The PPE (Premium Platform Electric) architecture is what Audi and Porsche are using to develop their future electric cars. Not any of the current e-tron models, or the Porsche Taycan, are currently being built on the PPE but all future EVs will be built on it.

 

This rumor comes from Electrek and states that Audi and Porsche are more impressed with the Model 3 than expected. According to Electrek, who read the rumor from German magazine Manager Magazin, “The Porsche and Audi engineers have to change [the PPE] because Tesla’s Model 3 has gotten better than they thought.”
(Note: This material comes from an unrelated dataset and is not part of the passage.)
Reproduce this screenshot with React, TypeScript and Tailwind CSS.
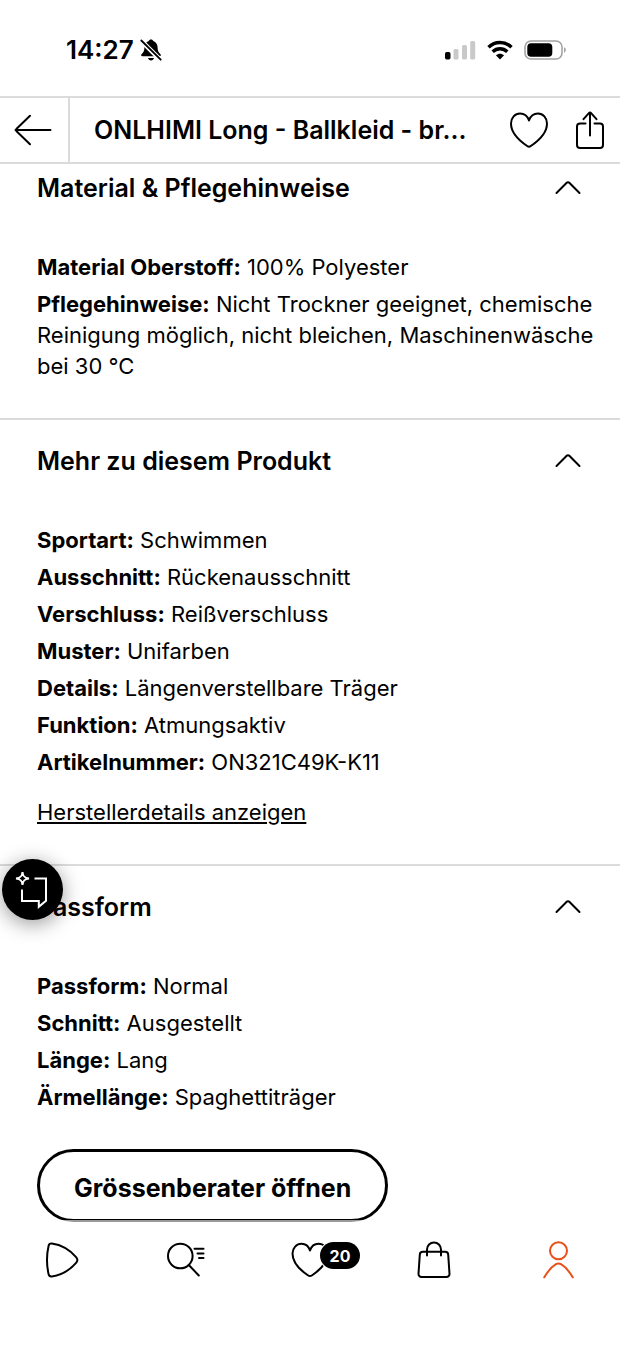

This could mean a lot of things and is rather ambiguous. Maybe Audi and Porsche learned a new technique they want to implement or maybe they figured out a way to do something cheaper. Though, Electrek claims both brands are worried they won’t be able to deliver cars on their upcoming PPE platform at the profit margins they were hoping for. Porsche is said to be okay with taking a bit of a loss on PPE cars but Audi is not. Either way, after seeing how Tesla developed the Model 3, it’s said that both Audi and Porsche want to make some changes.

Electrek also states that there are delays for the Audi e-tron coming from some software issues, although we’ve heard otherwise. There may be delays in Europe, as we heard that Audi is having a bit of a pricing dispute with its battery supplier LG Chem, but Audi released a statement claiming that e-tron is on schedule for Q2 2019 in the US.
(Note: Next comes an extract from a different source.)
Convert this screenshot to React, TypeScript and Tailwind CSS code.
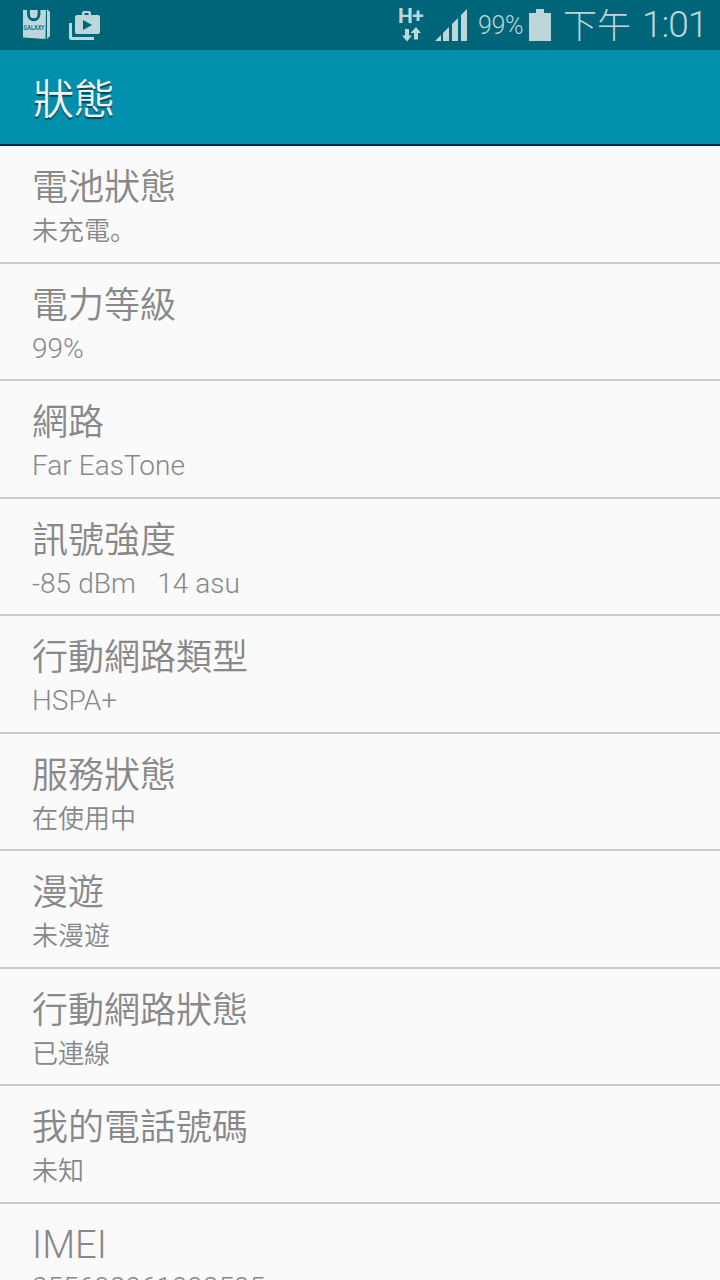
interface StatusItem {
  title: string;
  value: string;
  latinTitle?: boolean;
  latinValue?: boolean;
}

const items: StatusItem[] = [
  { title: '電池狀態', value: '未充電。' },
  { title: '電力等級', value: '99%', latinValue: true },
  { title: '網路', value: 'Far EasTone', latinValue: true },
  { title: '訊號強度', value: '-85 dBm   14 asu', latinValue: true },
  { title: '行動網路類型', value: 'HSPA+', latinValue: true },
  { title: '服務狀態', value: '在使用中' },
  { title: '漫遊', value: '未漫遊' },
  { title: '行動網路狀態', value: '已連線' },
  { title: '我的電話號碼', value: '未知' },
  { title: 'IMEI', value: '355698061098595', latinTitle: true, latinValue: true },
];

function GalaxyBagIcon() {
  return (
    <svg width="28" height="32" viewBox="0 0 28 32">
      <path d="M0 2H23L22.5 31L0 29.5Z" fill="#bcd6da" />
      <path d="M24 1L27 4V28L24 31Z" fill="#bcd6da" />
      <path d="M5.5 2V6.5A5.2 5.2 0 0 0 16 6.5V2" fill="none" stroke="#006579" strokeWidth="2.8" />
      <text
        x="0.5"
        y="21.8"
        fontSize="7.5"
        fontWeight="500"
        textLength="21"
        lengthAdjust="spacingAndGlyphs"
        fill="#006579"
        fontFamily="Roboto, sans-serif"
      >
        GALAXY
      </text>
    </svg>
  );
}

function PlayStoreIcon() {
  return (
    <svg width="32" height="30" viewBox="0 0 32 30">
      <path d="M1.5 12V26.5Q1.5 27.5 2.5 27.5H25" fill="none" stroke="#bcd6da" strokeWidth="3" />
      <path
        fillRule="evenodd"
        d="M8 4H13V2Q13 0 15 0H20Q22 0 22 2V4H29Q31 4 31 6V21Q31 23 29 23H8Q6 23 6 21V6Q6 4 8 4ZM15.5 2V4H19.5V2ZM14 9V19L23 14Z"
        fill="#bcd6da"
      />
    </svg>
  );
}

function DataArrowsIcon() {
  return (
    <svg width="20" height="15" viewBox="0 0 20 15" fill="#bcd6da">
      <path d="M3 2H7V8.5H10L5 14.5L0 8.5H3Z" />
      <path d="M12 12.5V6H8.5L14 0L19 6H16V12.5Z" />
    </svg>
  );
}

function SignalIcon() {
  return (
    <svg width="32" height="32" viewBox="0 0 32 32" fill="#bcd6da">
      <path d="M0 32L6 26V32Z" />
      <path d="M8 24L14 18V32H8Z" />
      <path d="M17 15L23 9V32H17Z" />
      <path d="M26 6L32 0V32H26Z" />
    </svg>
  );
}

function BatteryIcon() {
  return (
    <svg width="22" height="32" viewBox="0 0 22 32" fill="#bcd6da">
      <path d="M0 4H7V0H15V4H22V32H0Z" />
    </svg>
  );
}

function StatusBar() {
  return (
    <div className="flex h-[50px] shrink-0 items-start bg-[#006579] text-[#bcd6da]">
      <div className="pt-[8px] pl-[23px]">
        <GalaxyBagIcon />
      </div>
      <div className="pt-[11px] pl-[18px]">
        <PlayStoreIcon />
      </div>
      <div className="ml-auto flex w-[26px] flex-col pt-[7px]">
        <span className="h-[20px] text-[21px] leading-[19px] font-bold tracking-[-0.5px] whitespace-nowrap">H+</span>
        <div className="pl-[4px]">
          <DataArrowsIcon />
        </div>
      </div>
      <div className="pt-[9px] pl-[11px]">
        <SignalIcon />
      </div>
      <span className="w-[62px] pt-[10px] pl-[11px] text-[25px] leading-[32px] font-[350] tracking-[-0.4px] whitespace-nowrap">
        99%
      </span>
      <div className="pt-[9px]">
        <BatteryIcon />
      </div>
      <span className="w-[91px] pt-[6px] pl-[12px] text-[34px] leading-[40px] font-light whitespace-nowrap">下午</span>
      <span className="w-[78px] pt-[5px] text-[37px] leading-[40px] font-light tracking-[-1px] whitespace-nowrap">
        1:01
      </span>
    </div>
  );
}

export default function App() {
  return (
    <div className="flex h-[1280px] w-[720px] flex-col overflow-hidden bg-[#fafafa] font-[Roboto,'Noto_Sans_CJK_SC',sans-serif]">
      <StatusBar />
      <div className="h-[96px] shrink-0 border-b-2 border-[#002c4b] bg-[#0090ae] pt-[26px] pl-[33px]">
        <h1 className="text-[41px] leading-[48px] font-[350] text-[#f5f5f5] [text-shadow:0_2px_1px_rgba(0,0,0,0.5)]">
          狀態
        </h1>
      </div>
      <div className="flex flex-col text-[#888888]">
        {items.map((item) => (
          <div key={item.title} className="h-[117.5px] shrink-0 border-b-2 border-[#c5ced6] pt-[16px] pl-[32px]">
            <div
              className={
                item.latinTitle
                  ? 'h-[45px] pt-[3px] text-[38px] leading-[44px] font-light'
                  : "h-[45px] font-['Noto_Sans_CJK_SC'] text-[36px] leading-[44px] font-[350]"
              }
            >
              {item.title}
            </div>
            <div
              className={
                item.latinValue
                  ? `h-[46px] text-[28px] leading-[44px] font-light whitespace-pre [word-spacing:0.3px] ${item.latinTitle ? 'pt-[1px]' : 'pt-[2px]'}`
                  : "h-[44px] font-['Noto_Sans_CJK_SC'] text-[26px] leading-[44px] font-[350]"
              }
            >
              {item.value}
            </div>
          </div>
        ))}
      </div>
    </div>
  );
}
We don’t have any concrete info on these claims but it’s not outside the realm of possibility. This is actually a pretty common practice in the auto industry, as car companies are constantly copying good ideas off of one another. But we’re not entirely sure Audi is super concerned with the success of their PPE platform.

We’ve reached out to Audi for any clarification but it’s not likely any of this will be allowed to be made public even if it is true. So we’ll update this article if we hear any new info.